[Front-end source files]
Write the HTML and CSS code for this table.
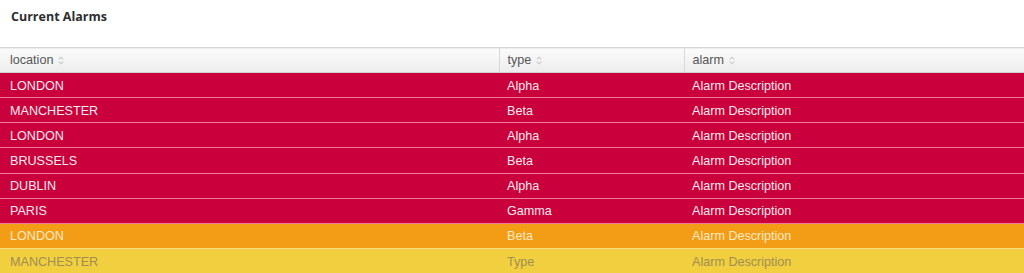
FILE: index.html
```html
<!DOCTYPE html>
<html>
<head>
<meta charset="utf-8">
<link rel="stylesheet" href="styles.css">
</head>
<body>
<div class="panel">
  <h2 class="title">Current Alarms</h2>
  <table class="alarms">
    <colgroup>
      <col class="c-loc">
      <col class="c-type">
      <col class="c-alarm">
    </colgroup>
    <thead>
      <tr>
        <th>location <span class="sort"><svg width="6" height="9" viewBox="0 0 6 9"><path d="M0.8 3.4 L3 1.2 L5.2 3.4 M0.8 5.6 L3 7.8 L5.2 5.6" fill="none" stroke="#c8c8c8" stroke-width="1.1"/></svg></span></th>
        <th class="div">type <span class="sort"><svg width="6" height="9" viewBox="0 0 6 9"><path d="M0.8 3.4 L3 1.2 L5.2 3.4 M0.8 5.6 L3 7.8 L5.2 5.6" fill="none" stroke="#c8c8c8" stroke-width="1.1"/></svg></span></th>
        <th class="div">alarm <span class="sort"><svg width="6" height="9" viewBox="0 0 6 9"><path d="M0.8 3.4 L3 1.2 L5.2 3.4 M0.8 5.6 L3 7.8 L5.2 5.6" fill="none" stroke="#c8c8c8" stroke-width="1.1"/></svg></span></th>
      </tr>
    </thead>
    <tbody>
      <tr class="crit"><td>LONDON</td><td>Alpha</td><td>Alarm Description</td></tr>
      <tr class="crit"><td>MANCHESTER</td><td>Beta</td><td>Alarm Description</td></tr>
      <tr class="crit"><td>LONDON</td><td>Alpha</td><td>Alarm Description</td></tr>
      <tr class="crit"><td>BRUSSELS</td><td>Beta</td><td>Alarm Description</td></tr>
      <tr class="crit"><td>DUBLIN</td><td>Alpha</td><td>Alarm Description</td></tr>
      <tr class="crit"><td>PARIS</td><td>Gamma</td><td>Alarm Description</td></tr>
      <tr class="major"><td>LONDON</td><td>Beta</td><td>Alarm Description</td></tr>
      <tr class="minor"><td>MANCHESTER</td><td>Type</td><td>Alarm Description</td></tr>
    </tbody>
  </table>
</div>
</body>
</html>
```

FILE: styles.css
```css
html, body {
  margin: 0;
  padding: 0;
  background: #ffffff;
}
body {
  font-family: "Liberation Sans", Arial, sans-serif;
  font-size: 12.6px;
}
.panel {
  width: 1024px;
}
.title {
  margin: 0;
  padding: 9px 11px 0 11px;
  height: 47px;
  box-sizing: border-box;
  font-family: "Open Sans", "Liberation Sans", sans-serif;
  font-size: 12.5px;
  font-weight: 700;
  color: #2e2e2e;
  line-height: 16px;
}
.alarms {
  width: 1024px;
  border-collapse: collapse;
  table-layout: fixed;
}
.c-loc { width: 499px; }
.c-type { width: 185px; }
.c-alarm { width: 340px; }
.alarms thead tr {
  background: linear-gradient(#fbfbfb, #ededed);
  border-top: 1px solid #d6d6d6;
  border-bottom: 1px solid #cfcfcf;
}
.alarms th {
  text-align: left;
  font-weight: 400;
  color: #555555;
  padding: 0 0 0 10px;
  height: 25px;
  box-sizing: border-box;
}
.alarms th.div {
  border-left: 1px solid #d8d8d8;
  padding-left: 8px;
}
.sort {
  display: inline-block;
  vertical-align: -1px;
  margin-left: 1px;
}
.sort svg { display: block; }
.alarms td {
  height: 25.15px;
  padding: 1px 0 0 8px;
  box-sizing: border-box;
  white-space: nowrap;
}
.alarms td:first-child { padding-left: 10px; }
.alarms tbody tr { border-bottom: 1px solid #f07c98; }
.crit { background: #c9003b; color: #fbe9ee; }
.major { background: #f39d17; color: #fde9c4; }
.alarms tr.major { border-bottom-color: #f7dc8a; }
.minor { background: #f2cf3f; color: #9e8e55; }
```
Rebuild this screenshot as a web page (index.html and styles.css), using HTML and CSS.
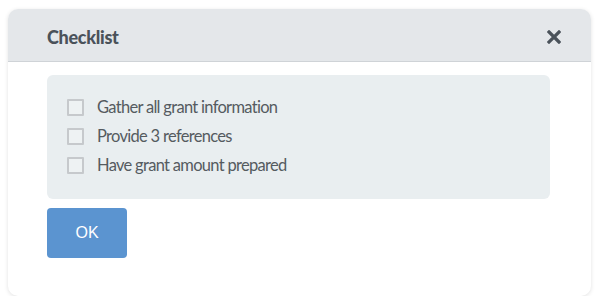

#### TASK DESCRIPTION:
Print each entry shown above with exact wording and no pictures.

#### EXPECTED ANSWER:
Write the HTML and CSS code for this table.
FILE: index.html
```html
<!DOCTYPE html>
<html>
<head>
<meta charset="utf-8">
<link rel="stylesheet" href="styles.css">
</head>
<body>
<div class="panel">
  <h2 class="title">Current Alarms</h2>
  <table class="alarms">
    <colgroup>
      <col class="c-loc">
      <col class="c-type">
      <col class="c-alarm">
    </colgroup>
    <thead>
      <tr>
        <th>location <span class="sort"><svg width="6" height="9" viewBox="0 0 6 9"><path d="M0.8 3.4 L3 1.2 L5.2 3.4 M0.8 5.6 L3 7.8 L5.2 5.6" fill="none" stroke="#c8c8c8" stroke-width="1.1"/></svg></span></th>
        <th class="div">type <span class="sort"><svg width="6" height="9" viewBox="0 0 6 9"><path d="M0.8 3.4 L3 1.2 L5.2 3.4 M0.8 5.6 L3 7.8 L5.2 5.6" fill="none" stroke="#c8c8c8" stroke-width="1.1"/></svg></span></th>
        <th class="div">alarm <span class="sort"><svg width="6" height="9" viewBox="0 0 6 9"><path d="M0.8 3.4 L3 1.2 L5.2 3.4 M0.8 5.6 L3 7.8 L5.2 5.6" fill="none" stroke="#c8c8c8" stroke-width="1.1"/></svg></span></th>
      </tr>
    </thead>
    <tbody>
      <tr class="crit"><td>LONDON</td><td>Alpha</td><td>Alarm Description</td></tr>
      <tr class="crit"><td>MANCHESTER</td><td>Beta</td><td>Alarm Description</td></tr>
      <tr class="crit"><td>LONDON</td><td>Alpha</td><td>Alarm Description</td></tr>
      <tr class="crit"><td>BRUSSELS</td><td>Beta</td><td>Alarm Description</td></tr>
      <tr class="crit"><td>DUBLIN</td><td>Alpha</td><td>Alarm Description</td></tr>
      <tr class="crit"><td>PARIS</td><td>Gamma</td><td>Alarm Description</td></tr>
      <tr class="major"><td>LONDON</td><td>Beta</td><td>Alarm Description</td></tr>
      <tr class="minor"><td>MANCHESTER</td><td>Type</td><td>Alarm Description</td></tr>
    </tbody>
  </table>
</div>
</body>
</html>
```

FILE: styles.css
```css
html, body {
  margin: 0;
  padding: 0;
  background: #ffffff;
}
body {
  font-family: "Liberation Sans", Arial, sans-serif;
  font-size: 12.6px;
}
.panel {
  width: 1024px;
}
.title {
  margin: 0;
  padding: 9px 11px 0 11px;
  height: 47px;
  box-sizing: border-box;
  font-family: "Open Sans", "Liberation Sans", sans-serif;
  font-size: 12.5px;
  font-weight: 700;
  color: #2e2e2e;
  line-height: 16px;
}
.alarms {
  width: 1024px;
  border-collapse: collapse;
  table-layout: fixed;
}
.c-loc { width: 499px; }
.c-type { width: 185px; }
.c-alarm { width: 340px; }
.alarms thead tr {
  background: linear-gradient(#fbfbfb, #ededed);
  border-top: 1px solid #d6d6d6;
  border-bottom: 1px solid #cfcfcf;
}
.alarms th {
  text-align: left;
  font-weight: 400;
  color: #555555;
  padding: 0 0 0 10px;
  height: 25px;
  box-sizing: border-box;
}
.alarms th.div {
  border-left: 1px solid #d8d8d8;
  padding-left: 8px;
}
.sort {
  display: inline-block;
  vertical-align: -1px;
  margin-left: 1px;
}
.sort svg { display: block; }
.alarms td {
  height: 25.15px;
  padding: 1px 0 0 8px;
  box-sizing: border-box;
  white-space: nowrap;
}
.alarms td:first-child { padding-left: 10px; }
.alarms tbody tr { border-bottom: 1px solid #f07c98; }
.crit { background: #c9003b; color: #fbe9ee; }
.major { background: #f39d17; color: #fde9c4; }
.alarms tr.major { border-bottom-color: #f7dc8a; }
.minor { background: #f2cf3f; color: #9e8e55; }
```
Rebuild this screenshot as a web page (index.html and styles.css), using HTML and CSS.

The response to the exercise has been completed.